When Rajeewa arrived in Oman in the second half of the nineties, Sri Lanka’s National airline was in the doldrums and was considered “just another airline” competing for a share of the Gulf’s travel market catering mainly to the Lankan workforce. Rajeewa’s vision was different, his desire was to raise the standard of the airline to be on par with the best, but he had to contend with the bureaucrats in Colombo. He faced up to the challenge. Not afraid to speak his mind and to take a firm position on issues that were
important to him and the airline, his persistence to enhance the image of the airline succeeded, commencing with the shifting of the airline’s office premises after 13 long years to a prestigious and prominent location. The airline’s logo was displayed for all to see.
This was followed by familiarisation tours to our Emerald Isle for foreign journalists and travel agents and Rajeewa accompanied them as tour guide, mesmerizing reporters with his in-depth knowledge of Sri Lanka’s history and attractions to leave them in awe. Rajeewa was a true ambassador for the country and its airline, just like his late father, Stanley Jayaweera, a career diplomat of repute. In 1997, to coincide with 50-years of Sri Lanka’s Independence, Rajeewa hosted Air Lanka’s first-ever glamorous “Top Agents Awards” ceremony at the Muscat Holiday Inn. The invitees were treated to an extravaganza of what Sri Lanka had to offer interspersed with a cultural show, traditional dancing, and authentic Sri Lankan cuisine courtesy of Jetwing’s finest chefs. Rajeewa’s positive charm instantly propelled the
airline into the limelight, winning hearts and minds of the Gulf’s expatriate community resulting in Air Lanka becoming the preferred carrier of choice for their holidays. As a disciplinarian he may not have endeared himself to many, but he stood tall with his direct and “no nonsense” approach which provided the basis for the airline’s success in the Sultanate.

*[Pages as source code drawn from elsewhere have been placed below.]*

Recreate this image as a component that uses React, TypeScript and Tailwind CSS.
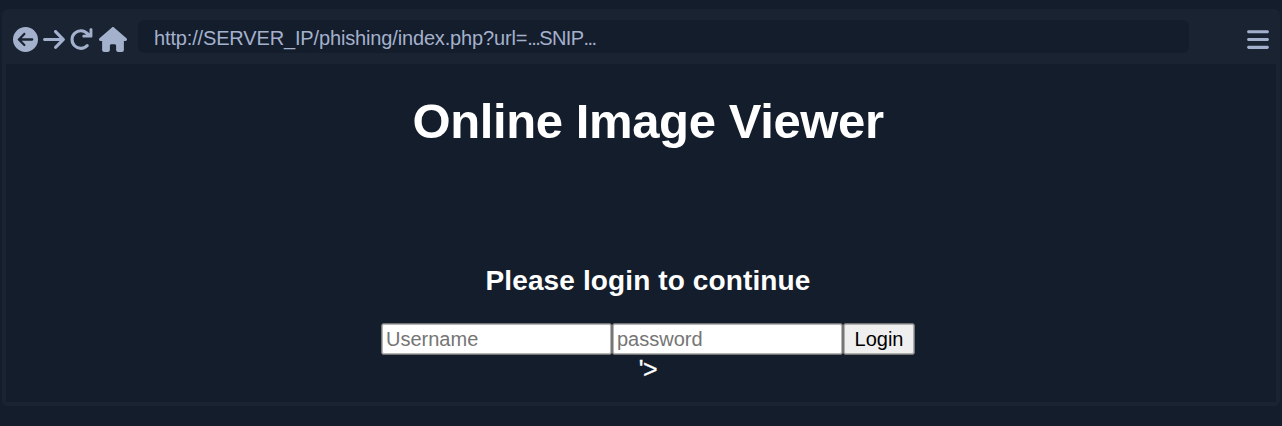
import { FaArrowRight, FaBars, FaCircleArrowLeft, FaHouse } from 'react-icons/fa6';

function ReloadIcon() {
  return (
    <svg viewBox="0 0 25 25" className="h-[25px] w-[25px] shrink-0" fill="none">
      <path
        d="M18.2 18.7A8.8 8.8 0 1 1 18.4 6.7"
        stroke="currentColor"
        strokeWidth="3.1"
        strokeLinecap="round"
      />
      <path
        d="M20.5 2.2q.2-1 1.3-1h.6q1 0 1 1v7.3q0 1-1 1h-8q-1 0-1-1v-.7q0-1 1-1h2.9l-1.4-1.4 2-2 2.6 1.8Z"
        fill="currentColor"
      />
    </svg>
  );
}

function Toolbar() {
  return (
    <header className="flex h-[55px] items-center pt-[5px] pr-[11px] pb-[6px] pl-[11px] text-[25px] text-[#a4b1cd]">
      <nav className="mt-[7px] flex w-[114px] shrink-0 items-center gap-[4.5px]">
        <FaCircleArrowLeft className="h-[25px] w-[25px] shrink-0" />
        <FaArrowRight className="h-[25px] w-[22px] shrink-0" />
        <ReloadIcon />
        <FaHouse className="h-[25px] w-[28px] shrink-0" />
      </nav>
      <div className="ml-[11px] flex h-[33px] w-[1051px] shrink-0 items-center rounded-[6px] bg-[#141d2b] px-4">
        <span className="pt-[3px] text-[20px] leading-[30px] tracking-[-0.15px] whitespace-nowrap">
          http://SERVER_IP/phishing/index.php?url=
          <span className="tracking-[-1.6px]">...</span>
          <span className="tracking-[-0.6px]">SNIP</span>
          <span className="tracking-[-1.6px]">...</span>
        </span>
      </div>
      <FaBars className="mt-[6px] ml-auto h-[25px] w-[22px]" />
    </header>
  );
}

function Viewer() {
  return (
    <main className="mx-1 flex h-[338px] flex-col items-center bg-[#141d2b] pl-[14px] text-white">
      <h1 className="mt-[28px] text-[49px] leading-[58px] font-bold tracking-[-0.38px] whitespace-nowrap">
        Online Image Viewer
      </h1>
      <h2 className="mt-[114px] text-[28px] leading-[34px] font-bold tracking-[0.12px] whitespace-nowrap">
        Please login to continue
      </h2>
      <form className="mt-[25px] flex h-8 text-[20px]" onSubmit={(e) => e.preventDefault()}>
        <input
          type="text"
          placeholder="Username"
          className="h-8 w-[231px] rounded-[3px] border border-[#767676] bg-white px-[4px] text-black shadow-[inset_0_0_0_1px_#b5b5b5] placeholder:text-[#757575]"
        />
        <input
          type="text"
          placeholder="password"
          className="h-8 w-[231px] rounded-[3px] border border-[#767676] bg-white px-[4px] text-black shadow-[inset_0_0_0_1px_#b5b5b5] placeholder:text-[#757575]"
        />
        <button className="h-8 w-[72px] rounded-[3px] border border-[#767676] bg-[#efefef] leading-[30px] text-black shadow-[inset_0_0_0_1px_#b0b0b0]">
          Login
        </button>
      </form>
      <p className="text-[25px] leading-[29px] tracking-[-0.5px] [-webkit-text-stroke:0.3px_white]">'&gt;</p>
    </main>
  );
}

export default function App() {
  return (
    <div className="h-[426px] w-[1282px] overflow-hidden bg-[#141d2b] px-0.5 pt-[9px] font-['Liberation_Sans',Arial,sans-serif]">
      <section className="h-[397px] w-[1278px] overflow-hidden rounded-[6px] bg-[#1a2332]">
        <Toolbar />
        <Viewer />
      </section>
    </div>
  );
}
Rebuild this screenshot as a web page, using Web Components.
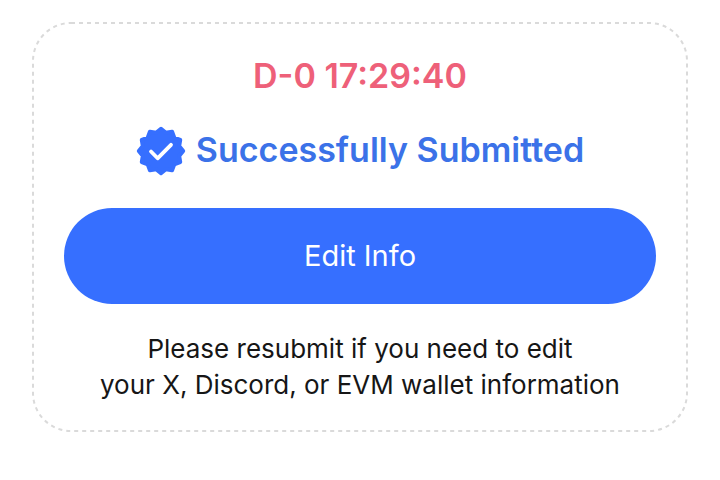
<!DOCTYPE html>
<html lang="en">
<head>
<meta charset="utf-8">
<meta name="viewport" content="width=device-width, initial-scale=1">
<title>Submission status</title>
<style>
body { margin: 0; background: #fff; font-family: Inter, "Liberation Sans", sans-serif; color: #161616; }
</style>
</head>
<body>
<submission-card>
<count-down slot="timer">D-0 17:29:40</count-down>
<status-line slot="status">Successfully Submitted</status-line>
<pill-button slot="action">Edit Info</pill-button>
<help-note slot="note">Please resubmit if you need to edit<br>your X, Discord, or EVM wallet information</help-note>
</submission-card>
<script>
function define(name, html) {
  const template = document.createElement('template');
  template.innerHTML = html;
  customElements.define(name, class extends HTMLElement {
    constructor() {
      super();
      this.attachShadow({ mode: 'open' }).append(template.content.cloneNode(true));
    }
  });
}

// Scalloped outline of the badge: rounded tips joined through the valleys between them.
function sealPath(points, outer, inner) {
  const at = (step, r) => {
    const a = step * Math.PI / points - Math.PI / 2;
    return (24 + r * Math.cos(a)).toFixed(2) + ' ' + (24 + r * Math.sin(a)).toFixed(2);
  };
  let d = 'M' + at(0, outer);
  for (let i = 1; i < points * 2; i++) d += 'L' + at(i, i % 2 ? inner : outer);
  return d + 'Z';
}

define('submission-card', `
<style>
:host { display: block; padding: 22px 32px; }
section { position: relative; display: flex; flex-direction: column; padding: 32px 32px 29px; }
.outline { position: absolute; inset: 0; width: 100%; height: 100%; overflow: visible; pointer-events: none; }
.outline rect { x: 1px; y: 1px; width: calc(100% - 2px); height: calc(100% - 2px); rx: 38px; fill: none; stroke: #dadada; stroke-width: 2px; stroke-dasharray: 4 4; }
</style>
<section>
<svg class="outline" aria-hidden="true"><rect/></svg>
<slot name="timer"></slot><slot name="status"></slot><slot name="action"></slot><slot name="note"></slot>
</section>`);

define('count-down', `
<style>
:host { display: block; text-align: center; color: #ee6079; font-size: 34px; line-height: 44px; font-weight: 600; }
</style>
<slot></slot>`);

define('status-line', `
<style>
:host { display: flex; justify-content: center; align-items: flex-start; gap: 10px; margin-top: 28px; color: #3b72e8; font-size: 34px; line-height: 48px; font-weight: 600; }
svg { width: 50px; height: 50px; flex: none; }
</style>
<svg viewBox="-1 -1 50 50" aria-hidden="true">
<path fill="#366fff" stroke="#366fff" stroke-width="4" stroke-linejoin="round" d="${sealPath(12, 22.2, 18.8)}"/>
<path d="M14 24.5l6.6 6.8L34 17.8" fill="none" stroke="#fff" stroke-width="3.8" stroke-linecap="round" stroke-linejoin="round"/>
</svg><span><slot></slot></span>`);

define('pill-button', `
<style>
:host { display: flex; margin-top: 32px; }
button { flex: 1; border: 0; border-radius: 48px; padding: 30px 24px; background: #366fff; color: #fff; font: 400 29px/36px Inter, "Liberation Sans", sans-serif; cursor: pointer; }
</style>
<button type="button"><slot></slot></button>`);

define('help-note', `
<style>
:host { display: block; margin-top: 27px; text-align: center; font-size: 26px; line-height: 36px; }
</style>
<slot></slot>`);
</script>
</body>
</html>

After completing his term in Oman, Rajeewa was transferred to Madras and then Paris continuing his drive in these two cities to improve the image of Sri Lanka’s national airline.
In later years Rajeewa bemoaned the plight of Sri Lanka’s national airline and mismanagement. He had a fierce loyalty for the airline and represented his country with pride and would have been an ideal member to serve on the SriLankan Airlines board with his vision and experience. Unfortunately, those with vested interests thought otherwise and the island nation’s loss was Qatar Airways gain. Those who associated closely with Rajeewa will remember him as a strict disciplinarian with a strong work ethic and an abundance of skill. He was an outstanding role model for young people in particular. He was a beautiful, kind and much-loved friend. We are sad beyond words and extend our deepest condolences to Rajeewa’s family.